What you should do:
Reproduce every line of the listing as written, apart from the pictures.
—————
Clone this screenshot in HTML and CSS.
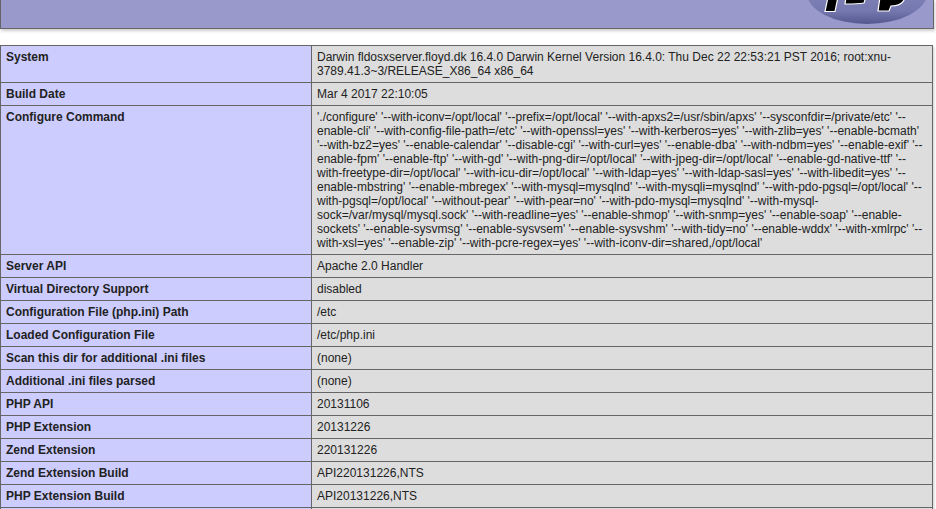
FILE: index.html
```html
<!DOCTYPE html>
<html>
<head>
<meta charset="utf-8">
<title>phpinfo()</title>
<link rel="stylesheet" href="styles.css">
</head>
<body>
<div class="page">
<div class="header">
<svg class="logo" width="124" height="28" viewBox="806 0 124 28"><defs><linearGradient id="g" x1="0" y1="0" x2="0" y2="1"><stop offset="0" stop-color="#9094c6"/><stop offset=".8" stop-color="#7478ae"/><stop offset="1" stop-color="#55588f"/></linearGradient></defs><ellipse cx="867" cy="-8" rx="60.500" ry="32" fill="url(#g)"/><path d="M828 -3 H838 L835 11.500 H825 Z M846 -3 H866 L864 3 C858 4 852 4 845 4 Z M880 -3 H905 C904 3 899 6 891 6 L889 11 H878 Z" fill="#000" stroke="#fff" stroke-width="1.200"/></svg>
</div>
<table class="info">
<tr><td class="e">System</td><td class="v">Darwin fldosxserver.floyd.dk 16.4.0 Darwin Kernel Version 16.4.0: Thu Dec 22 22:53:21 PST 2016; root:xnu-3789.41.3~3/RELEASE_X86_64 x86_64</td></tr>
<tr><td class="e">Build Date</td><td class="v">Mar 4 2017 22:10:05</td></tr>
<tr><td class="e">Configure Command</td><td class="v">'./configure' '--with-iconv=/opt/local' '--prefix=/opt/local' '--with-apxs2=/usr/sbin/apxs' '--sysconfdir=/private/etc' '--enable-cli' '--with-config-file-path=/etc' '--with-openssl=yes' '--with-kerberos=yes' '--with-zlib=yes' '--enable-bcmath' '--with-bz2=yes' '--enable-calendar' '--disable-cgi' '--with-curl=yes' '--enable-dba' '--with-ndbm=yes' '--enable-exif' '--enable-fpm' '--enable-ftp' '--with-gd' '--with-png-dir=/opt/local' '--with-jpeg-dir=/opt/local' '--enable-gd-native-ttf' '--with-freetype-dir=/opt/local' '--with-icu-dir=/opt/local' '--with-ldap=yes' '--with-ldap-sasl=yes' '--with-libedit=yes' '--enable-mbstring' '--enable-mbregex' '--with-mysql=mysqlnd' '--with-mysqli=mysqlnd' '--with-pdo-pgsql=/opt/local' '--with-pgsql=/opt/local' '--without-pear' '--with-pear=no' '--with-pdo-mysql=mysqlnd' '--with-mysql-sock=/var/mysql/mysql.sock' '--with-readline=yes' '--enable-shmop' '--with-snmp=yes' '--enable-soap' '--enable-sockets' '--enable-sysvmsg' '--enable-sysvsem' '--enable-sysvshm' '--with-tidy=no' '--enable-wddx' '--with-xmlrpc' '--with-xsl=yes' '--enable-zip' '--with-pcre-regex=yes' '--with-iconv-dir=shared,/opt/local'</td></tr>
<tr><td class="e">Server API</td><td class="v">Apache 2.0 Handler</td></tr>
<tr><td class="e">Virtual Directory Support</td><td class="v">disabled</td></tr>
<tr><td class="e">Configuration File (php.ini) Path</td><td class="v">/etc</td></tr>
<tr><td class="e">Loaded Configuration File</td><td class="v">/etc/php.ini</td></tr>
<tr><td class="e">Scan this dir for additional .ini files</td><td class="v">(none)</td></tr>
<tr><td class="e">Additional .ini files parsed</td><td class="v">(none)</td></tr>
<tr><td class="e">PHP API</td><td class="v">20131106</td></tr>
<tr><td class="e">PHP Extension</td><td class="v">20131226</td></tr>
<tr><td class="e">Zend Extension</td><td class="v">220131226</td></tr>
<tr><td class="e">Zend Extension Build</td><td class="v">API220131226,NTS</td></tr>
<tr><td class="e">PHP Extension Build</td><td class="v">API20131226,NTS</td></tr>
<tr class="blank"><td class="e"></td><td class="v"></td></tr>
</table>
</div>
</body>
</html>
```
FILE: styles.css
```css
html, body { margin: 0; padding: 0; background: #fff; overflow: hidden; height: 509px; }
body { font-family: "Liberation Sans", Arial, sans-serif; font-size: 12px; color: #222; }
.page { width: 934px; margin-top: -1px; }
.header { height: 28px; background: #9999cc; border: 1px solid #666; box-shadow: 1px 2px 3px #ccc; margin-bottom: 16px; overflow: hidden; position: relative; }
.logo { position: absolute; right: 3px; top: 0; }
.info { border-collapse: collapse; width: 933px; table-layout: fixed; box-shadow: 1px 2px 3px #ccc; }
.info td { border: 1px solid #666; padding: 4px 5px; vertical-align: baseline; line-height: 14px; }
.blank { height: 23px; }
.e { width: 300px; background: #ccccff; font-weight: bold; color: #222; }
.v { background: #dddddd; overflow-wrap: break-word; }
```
—————
Response:
Clone this screenshot in HTML and CSS.
FILE: index.html
```html
<!DOCTYPE html>
<html>
<head>
<meta charset="utf-8">
<title>phpinfo()</title>
<link rel="stylesheet" href="styles.css">
</head>
<body>
<div class="page">
<div class="header">
<svg class="logo" width="124" height="28" viewBox="806 0 124 28"><defs><linearGradient id="g" x1="0" y1="0" x2="0" y2="1"><stop offset="0" stop-color="#9094c6"/><stop offset=".8" stop-color="#7478ae"/><stop offset="1" stop-color="#55588f"/></linearGradient></defs><ellipse cx="867" cy="-8" rx="60.500" ry="32" fill="url(#g)"/><path d="M828 -3 H838 L835 11.500 H825 Z M846 -3 H866 L864 3 C858 4 852 4 845 4 Z M880 -3 H905 C904 3 899 6 891 6 L889 11 H878 Z" fill="#000" stroke="#fff" stroke-width="1.200"/></svg>
</div>
<table class="info">
<tr><td class="e">System</td><td class="v">Darwin fldosxserver.floyd.dk 16.4.0 Darwin Kernel Version 16.4.0: Thu Dec 22 22:53:21 PST 2016; root:xnu-3789.41.3~3/RELEASE_X86_64 x86_64</td></tr>
<tr><td class="e">Build Date</td><td class="v">Mar 4 2017 22:10:05</td></tr>
<tr><td class="e">Configure Command</td><td class="v">'./configure' '--with-iconv=/opt/local' '--prefix=/opt/local' '--with-apxs2=/usr/sbin/apxs' '--sysconfdir=/private/etc' '--enable-cli' '--with-config-file-path=/etc' '--with-openssl=yes' '--with-kerberos=yes' '--with-zlib=yes' '--enable-bcmath' '--with-bz2=yes' '--enable-calendar' '--disable-cgi' '--with-curl=yes' '--enable-dba' '--with-ndbm=yes' '--enable-exif' '--enable-fpm' '--enable-ftp' '--with-gd' '--with-png-dir=/opt/local' '--with-jpeg-dir=/opt/local' '--enable-gd-native-ttf' '--with-freetype-dir=/opt/local' '--with-icu-dir=/opt/local' '--with-ldap=yes' '--with-ldap-sasl=yes' '--with-libedit=yes' '--enable-mbstring' '--enable-mbregex' '--with-mysql=mysqlnd' '--with-mysqli=mysqlnd' '--with-pdo-pgsql=/opt/local' '--with-pgsql=/opt/local' '--without-pear' '--with-pear=no' '--with-pdo-mysql=mysqlnd' '--with-mysql-sock=/var/mysql/mysql.sock' '--with-readline=yes' '--enable-shmop' '--with-snmp=yes' '--enable-soap' '--enable-sockets' '--enable-sysvmsg' '--enable-sysvsem' '--enable-sysvshm' '--with-tidy=no' '--enable-wddx' '--with-xmlrpc' '--with-xsl=yes' '--enable-zip' '--with-pcre-regex=yes' '--with-iconv-dir=shared,/opt/local'</td></tr>
<tr><td class="e">Server API</td><td class="v">Apache 2.0 Handler</td></tr>
<tr><td class="e">Virtual Directory Support</td><td class="v">disabled</td></tr>
<tr><td class="e">Configuration File (php.ini) Path</td><td class="v">/etc</td></tr>
<tr><td class="e">Loaded Configuration File</td><td class="v">/etc/php.ini</td></tr>
<tr><td class="e">Scan this dir for additional .ini files</td><td class="v">(none)</td></tr>
<tr><td class="e">Additional .ini files parsed</td><td class="v">(none)</td></tr>
<tr><td class="e">PHP API</td><td class="v">20131106</td></tr>
<tr><td class="e">PHP Extension</td><td class="v">20131226</td></tr>
<tr><td class="e">Zend Extension</td><td class="v">220131226</td></tr>
<tr><td class="e">Zend Extension Build</td><td class="v">API220131226,NTS</td></tr>
<tr><td class="e">PHP Extension Build</td><td class="v">API20131226,NTS</td></tr>
<tr class="blank"><td class="e"></td><td class="v"></td></tr>
</table>
</div>
</body>
</html>
```
FILE: styles.css
```css
html, body { margin: 0; padding: 0; background: #fff; overflow: hidden; height: 509px; }
body { font-family: "Liberation Sans", Arial, sans-serif; font-size: 12px; color: #222; }
.page { width: 934px; margin-top: -1px; }
.header { height: 28px; background: #9999cc; border: 1px solid #666; box-shadow: 1px 2px 3px #ccc; margin-bottom: 16px; overflow: hidden; position: relative; }
.logo { position: absolute; right: 3px; top: 0; }
.info { border-collapse: collapse; width: 933px; table-layout: fixed; box-shadow: 1px 2px 3px #ccc; }
.info td { border: 1px solid #666; padding: 4px 5px; vertical-align: baseline; line-height: 14px; }
.blank { height: 23px; }
.e { width: 300px; background: #ccccff; font-weight: bold; color: #222; }
.v { background: #dddddd; overflow-wrap: break-word; }
```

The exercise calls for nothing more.